Aim of the exercise: Wherever "components" appears in a line, list that line.
=======
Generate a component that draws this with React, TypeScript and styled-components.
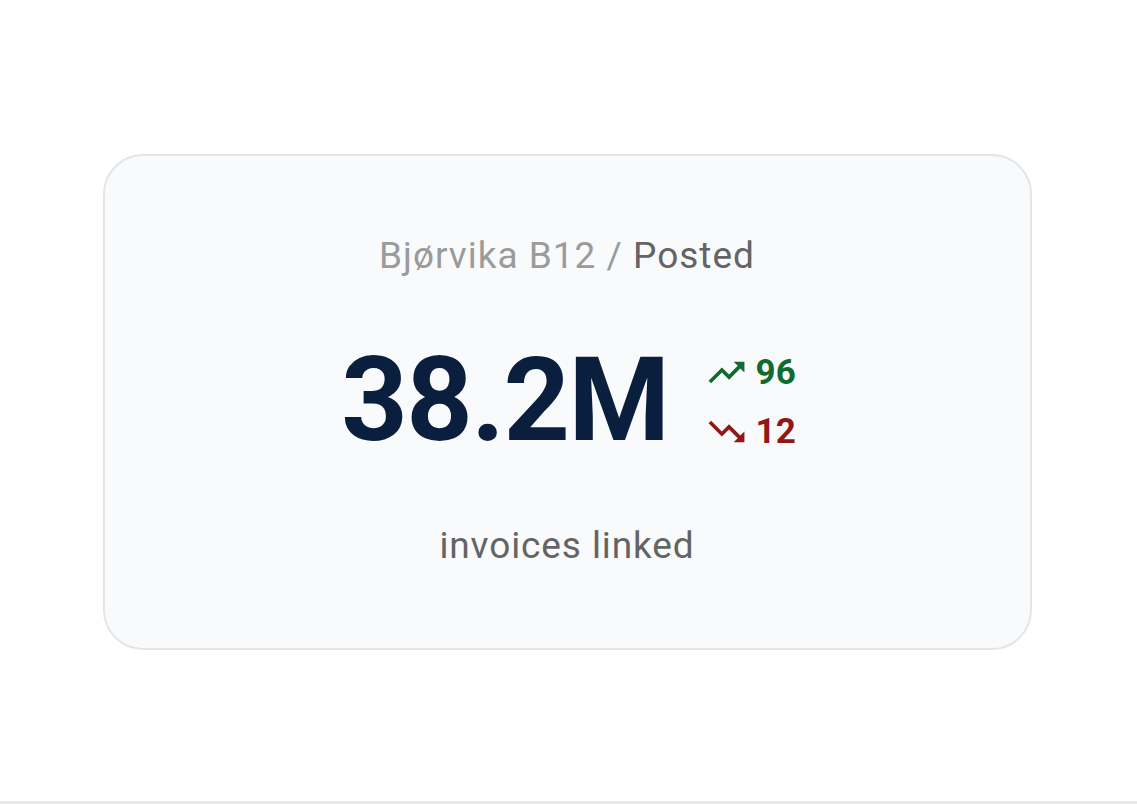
import React from "react";
import styled, { createGlobalStyle } from "styled-components";
import { MdTrendingUp, MdTrendingDown } from "react-icons/md";

const GlobalStyle = createGlobalStyle`
  html, body {
    margin: 0;
    padding: 0;
    background: #ffffff;
    font-family: Roboto, "Liberation Sans", sans-serif;
  }
`;

const Page = styled.div`
  height: 801px;
  border-bottom: 3px solid #e9e9e9;
  display: flex;
  align-items: center;
  justify-content: center;
`;

const Card = styled.div`
  box-sizing: border-box;
  width: 929px;
  height: 496px;
  margin: 2px 3px 0 0;
  border: 2px solid #e3e5e9;
  border-radius: 40px;
  background: #f9fafc;
  display: flex;
  flex-direction: column;
  align-items: center;
  padding-top: 78px;
`;

const Title = styled.div`
  font-size: 37px;
  line-height: 43px;
  letter-spacing: 1px;
  color: #9b9b9b;
`;

const Current = styled.span`
  color: #646464;
`;

const MainRow = styled.div`
  display: flex;
  align-items: center;
  gap: 36px;
  margin-top: 65px;
  margin-left: 3px;
`;

const Value = styled.div`
  font-size: 116px;
  line-height: 116px;
  font-weight: 700;
  color: #0a1f3e;
  letter-spacing: -1.5px;
`;

const Stats = styled.div`
  display: flex;
  flex-direction: column;
  gap: 16px;
  margin-top: 4px;
`;

const Stat = styled.div<{ $tone: "up" | "down" }>`
  display: flex;
  align-items: center;
  gap: 8px;
  height: 43px;
  font-size: 35px;
  font-weight: 700;
  color: ${({ $tone }) => ($tone === "up" ? "#0f6b2e" : "#921818")};
`;

const Caption = styled.div`
  margin-top: 66px;
  font-size: 37px;
  line-height: 43px;
  letter-spacing: 0.9px;
  color: #646464;
`;

export default function App() {
  return (
    <>
      <GlobalStyle />
      <Page>
        <Card>
          <Title>
            Bjørvika B12 / <Current>Posted</Current>
          </Title>
          <MainRow>
            <Value>38.2M</Value>
            <Stats>
              <Stat $tone="up">
                <MdTrendingUp size={43} />
                96
              </Stat>
              <Stat $tone="down">
                <MdTrendingDown size={43} />
                12
              </Stat>
            </Stats>
          </MainRow>
          <Caption>invoices linked</Caption>
        </Card>
      </Page>
    </>
  );
}
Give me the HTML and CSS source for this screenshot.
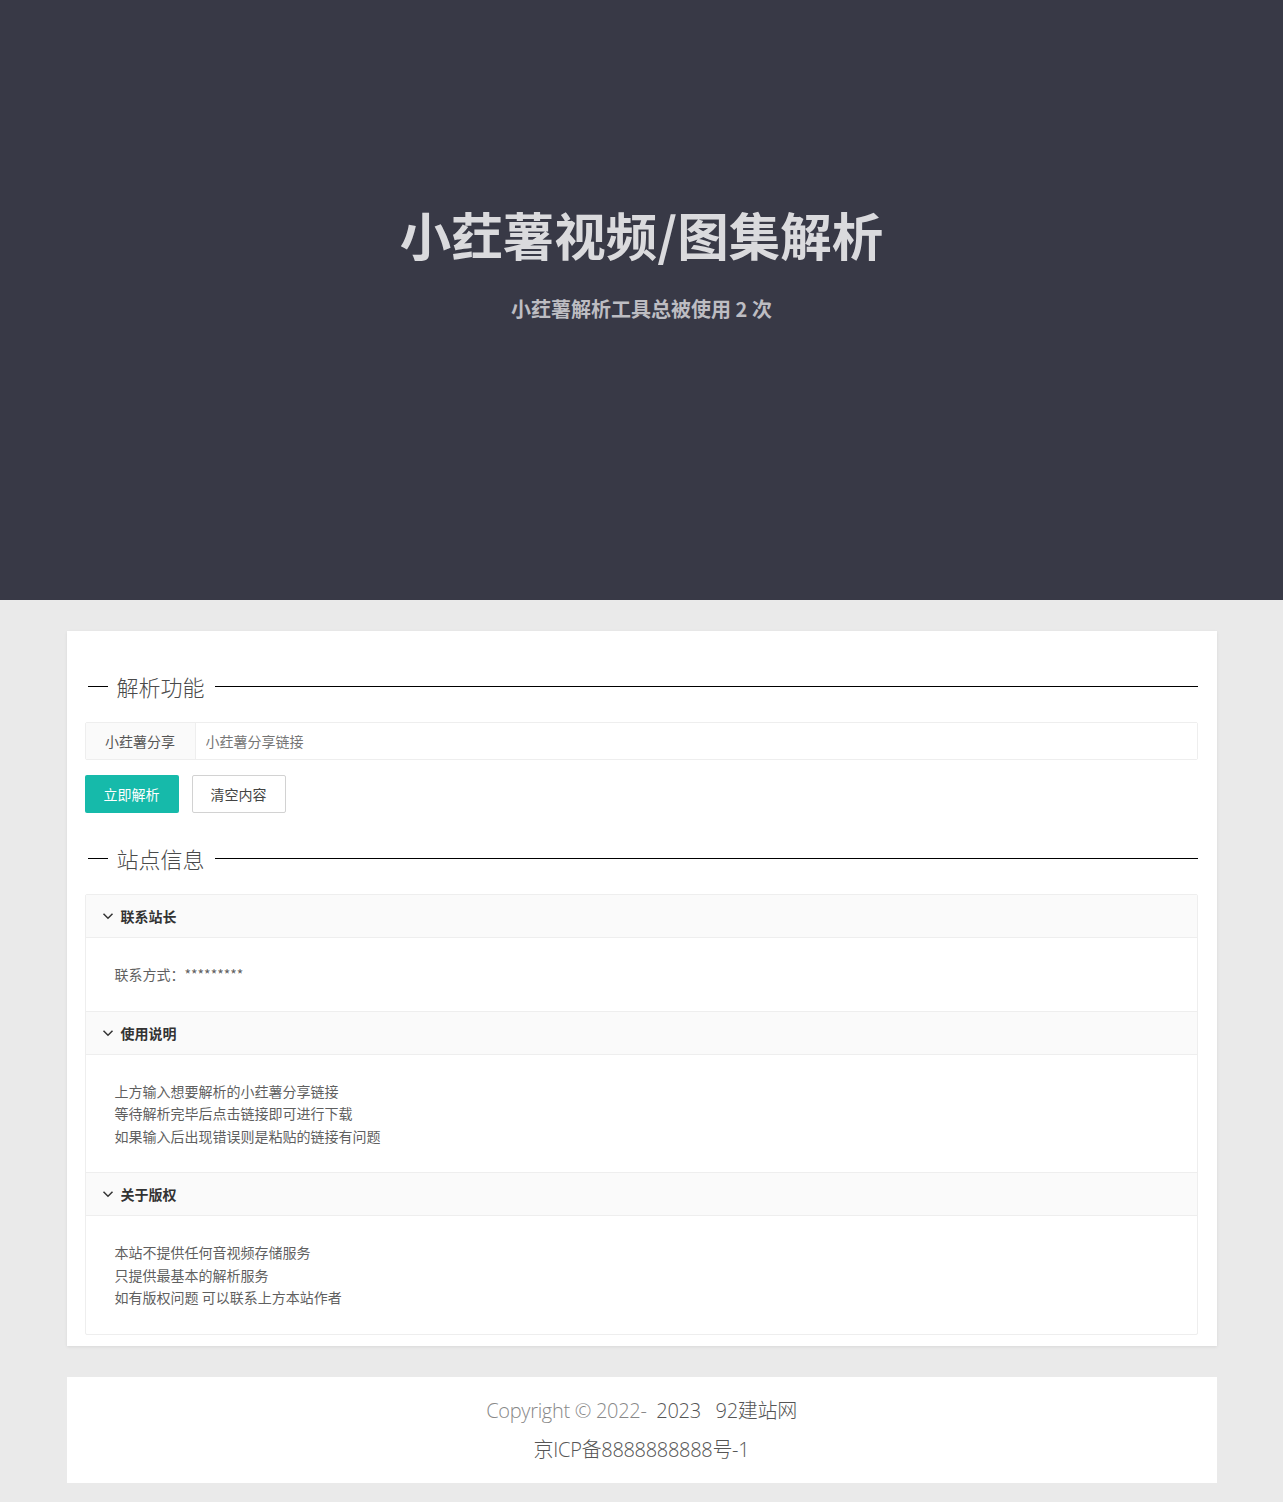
FILE: index.html
```html
<!DOCTYPE html>
<html lang="zh-CN">
<head>
<meta charset="utf-8">
<title>小荭薯视频/图集解析</title>
<link rel="stylesheet" href="styles.css">
</head>
<body>
<header class="hero">
  <h1 class="hero-title">小荭薯视频/图集解析</h1>
  <p class="hero-sub">小荭薯解析工具总被使用 2 次</p>
</header>

<main class="card">
  <div class="field-title"><span class="ft-line-short"></span><span class="ft-text">解析功能</span><span class="ft-line"></span></div>

  <div class="input-group">
    <div class="input-label">小荭薯分享</div>
    <input class="input" type="text" placeholder="小荭薯分享链接">
  </div>

  <div class="btn-row">
    <button class="btn btn-primary">立即解析</button>
    <button class="btn btn-ghost">清空内容</button>
  </div>

  <div class="field-title field-title-2"><span class="ft-line-short"></span><span class="ft-text">站点信息</span><span class="ft-line"></span></div>

  <div class="collapse">
    <div class="colla-item">
      <div class="colla-title"><svg class="chev" viewBox="0 0 12 12" width="12" height="12"><polyline points="1.5,3.8 6,8.2 10.5,3.8" fill="none" stroke="#333" stroke-width="1.5"/></svg>联系站长</div>
      <div class="colla-content">
        <p>联系方式：*********</p>
      </div>
    </div>
    <div class="colla-item">
      <div class="colla-title"><svg class="chev" viewBox="0 0 12 12" width="12" height="12"><polyline points="1.5,3.8 6,8.2 10.5,3.8" fill="none" stroke="#333" stroke-width="1.5"/></svg>使用说明</div>
      <div class="colla-content">
        <p>上方输入想要解析的小荭薯分享链接</p>
        <p>等待解析完毕后点击链接即可进行下载</p>
        <p>如果输入后出现错误则是粘贴的链接有问题</p>
      </div>
    </div>
    <div class="colla-item">
      <div class="colla-title"><svg class="chev" viewBox="0 0 12 12" width="12" height="12"><polyline points="1.5,3.8 6,8.2 10.5,3.8" fill="none" stroke="#333" stroke-width="1.5"/></svg>关于版权</div>
      <div class="colla-content">
        <p>本站不提供任何音视频存储服务</p>
        <p>只提供最基本的解析服务</p>
        <p>如有版权问题 可以联系上方本站作者</p>
      </div>
    </div>
  </div>
</main>

<footer class="footer">
  <p><span class="muted">Copyright © 2022-</span>&nbsp; 2023 &nbsp; 92建站网</p>
  <p>京ICP备8888888888号-1</p>
</footer>
</body>
</html>
```

FILE: styles.css
```css
* { box-sizing: border-box; }
html, body { margin: 0; padding: 0; }
body {
  background: #eaeaea;
  font-family: "Noto Sans CJK SC", "Noto Sans", sans-serif;
  color: #333;
  font-size: 14px;
  padding-bottom: 19px;
}
p { margin: 0; }

.hero {
  background: #383946;
  height: 600px;
  text-align: center;
  padding-top: 197px;
}
.hero-title {
  margin: 0;
  font-size: 51.5px;
  line-height: 74px;
  font-weight: 700;
  color: #dadadd;
}
.hero-sub {
  margin-top: 24px;
  font-size: 20px;
  line-height: 28px;
  font-weight: 700;
  color: #bdbdc2;
}

.card {
  display: block;
  width: 1150px;
  margin: 31px auto 0;
  background: #fff;
  box-shadow: 0 1px 3px rgba(0,0,0,0.08);
  padding: 40px 19px 11px 18px;
}

.field-title {
  display: flex;
  align-items: center;
  height: 30px;
}
.field-title-2 { margin-top: 30px; }
.ft-line-short {
  width: 20px;
  height: 1px;
  background: #000;
  margin-left: 3px;
}
.ft-line {
  flex: 1;
  height: 1px;
  background: #000;
}
.ft-text {
  font-size: 22px;
  font-weight: 300;
  color: #4a4a4a;
  padding: 0 10px 0 9px;
  line-height: 30px;
}

.input-group {
  display: flex;
  margin-top: 21px;
  height: 38px;
  border: 1px solid #eee;
  border-radius: 2px;
}
.input-label {
  width: 110px;
  background: #fafafa;
  border-right: 1px solid #eee;
  text-align: center;
  line-height: 36px;
  color: #555;
  font-size: 14px;
}
.input {
  flex: 1;
  border: 0;
  outline: 0;
  padding: 0 10px;
  font-family: "Noto Sans CJK SC", sans-serif;
  font-size: 14px;
  color: #333;
  background: #fff;
}
.input::placeholder { color: #757575; }

.btn-row {
  display: flex;
  gap: 13px;
  margin-top: 15px;
}
.btn {
  width: 94px;
  height: 38px;
  font-family: "Noto Sans CJK SC", sans-serif;
  font-size: 14px;
  border-radius: 2px;
  padding: 0;
  cursor: pointer;
}
.btn-primary {
  background: #16baaa;
  color: #fff;
  border: 0;
}
.btn-ghost {
  background: #fff;
  color: #444;
  border: 1px solid #d2d2d2;
}

.collapse {
  margin-top: 21px;
  border: 1px solid #eee;
  border-radius: 2px;
}
.colla-item + .colla-item { border-top: 1px solid #eee; }
.colla-title {
  display: flex;
  align-items: center;
  height: 43px;
  background: #fafafa;
  padding-left: 16px;
  font-weight: 700;
  font-size: 14px;
  color: #333;
  border-bottom: 1px solid #eee;
}
.chev { margin-right: 7px; }
.colla-content {
  padding: 25px 29px;
  color: #5f5f5f;
  font-size: 14px;
  line-height: 22.5px;
}

.footer {
  width: 1150px;
  margin: 31px auto 0;
  background: #fff;
  padding: 14px 0 14px;
  text-align: center;
  font-family: "Open Sans", "Noto Sans CJK SC", sans-serif;
  font-weight: 300;
  font-size: 20px;
  line-height: 39px;
  color: #555;
  letter-spacing: -0.3px;
}
.footer .muted { color: #888; }
```
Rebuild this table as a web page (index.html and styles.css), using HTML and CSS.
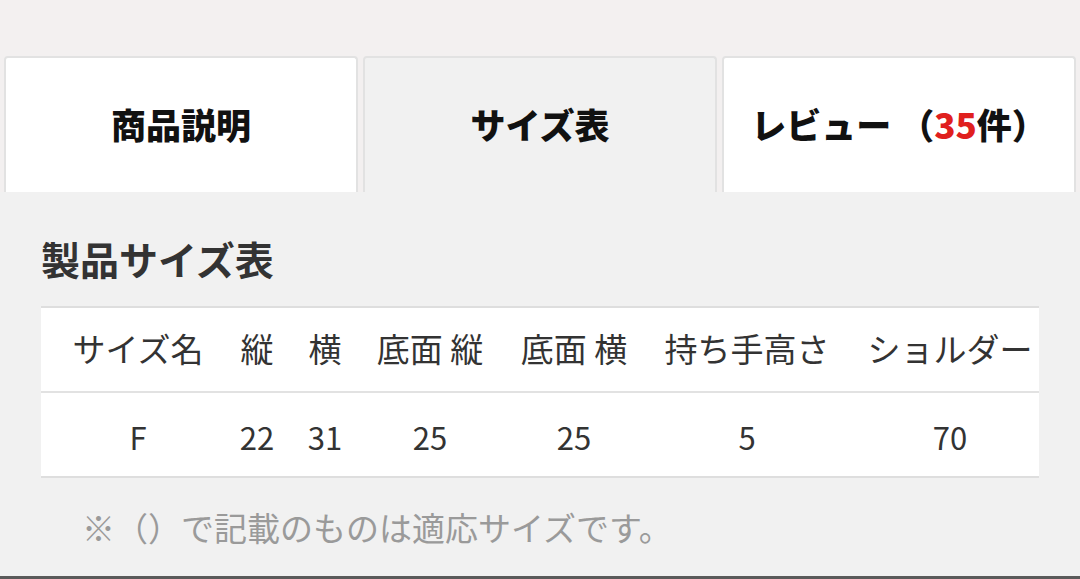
FILE: index.html
```html
<!DOCTYPE html>
<html lang="ja">
<head>
<meta charset="utf-8">
<link rel="stylesheet" href="styles.css">
</head>
<body>
<div class="page">
  <nav class="tabs">
    <div class="tab">商品説明</div>
    <div class="tab tab-active">サイズ表</div>
    <div class="tab">レビュー （<span class="count">35</span>件）</div>
  </nav>
  <section class="content">
    <h2 class="heading">製品サイズ表</h2>
    <div class="table-wrap">
      <table class="size-table">
        <colgroup>
          <col class="c1"><col class="c2"><col class="c3"><col class="c4"><col class="c5"><col class="c6"><col class="c7">
        </colgroup>
        <thead>
          <tr><th>サイズ名</th><th>縦</th><th>横</th><th>底面 縦</th><th>底面 横</th><th>持ち手高さ</th><th>ショルダー</th></tr>
        </thead>
        <tbody>
          <tr><td>F</td><td>22</td><td>31</td><td>25</td><td>25</td><td>5</td><td>70</td></tr>
        </tbody>
      </table>
    </div>
    <p class="note">※（）で記載のものは適応サイズです。</p>
  </section>
</div>
</body>
</html>
```

FILE: styles.css
```css
html, body {
  margin: 0;
  padding: 0;
}
body {
  width: 1080px;
  height: 579px;
  overflow: hidden;
  background: #f3f0f0;
  font-family: "Noto Sans CJK JP", "Noto Sans", sans-serif;
  color: #333;
}
.page {
  display: flex;
  flex-direction: column;
  height: 579px;
}
.tabs {
  display: flex;
  gap: 5px;
  padding: 56px 4px 0;
}
.tab {
  flex: 1;
  height: 136px;
  box-sizing: border-box;
  background: #fff;
  border: 2px solid #e2e2e2;
  border-bottom: none;
  border-radius: 4px 4px 0 0;
  display: flex;
  align-items: center;
  justify-content: center;
  padding-bottom: 4px;
  font-size: 35px;
  font-weight: 900;
  color: #111;
}
.tab-active {
  background: #f1f1f1;
}
.count {
  color: #e0201e;
}
.content {
  flex: 1;
  background: #f1f1f1;
  border-bottom: 3px solid #5a5a5a;
  padding: 43px 41px 0;
}
.heading {
  margin: 0;
  font-size: 39px;
  line-height: 46px;
  font-weight: 700;
  color: #333;
}
.table-wrap {
  margin-top: 25px;
  width: 998px;
  overflow: hidden;
  background: #fff;
  border-top: 2px solid #dedede;
  border-bottom: 2px solid #dedede;
}
.size-table {
  width: 1024px;
  table-layout: fixed;
  border-collapse: collapse;
}
.c1 { width: 194px; }
.c2 { width: 44px; }
.c3 { width: 92px; }
.c4 { width: 118px; }
.c5 { width: 170px; }
.c6 { width: 176px; }
.c7 { width: 230px; }
.size-table th,
.size-table td {
  padding: 0;
  text-align: center;
  white-space: nowrap;
  font-weight: 400;
  color: #333;
}
.size-table th {
  height: 84px;
  padding-bottom: 4px;
  box-sizing: border-box;
  border-bottom: 2px solid #e2e2e2;
  font-size: 33px;
}
.size-table td {
  height: 84px;
  padding-top: 4px;
  box-sizing: border-box;
  font-size: 31px;
}
.note {
  margin: 29px 0 0 41px;
  font-size: 33px;
  line-height: 40px;
  color: #9a9a9a;
}
```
=======
Task answer:
Generate a component that draws this with React, TypeScript and styled-components.
import styled, { createGlobalStyle } from "styled-components";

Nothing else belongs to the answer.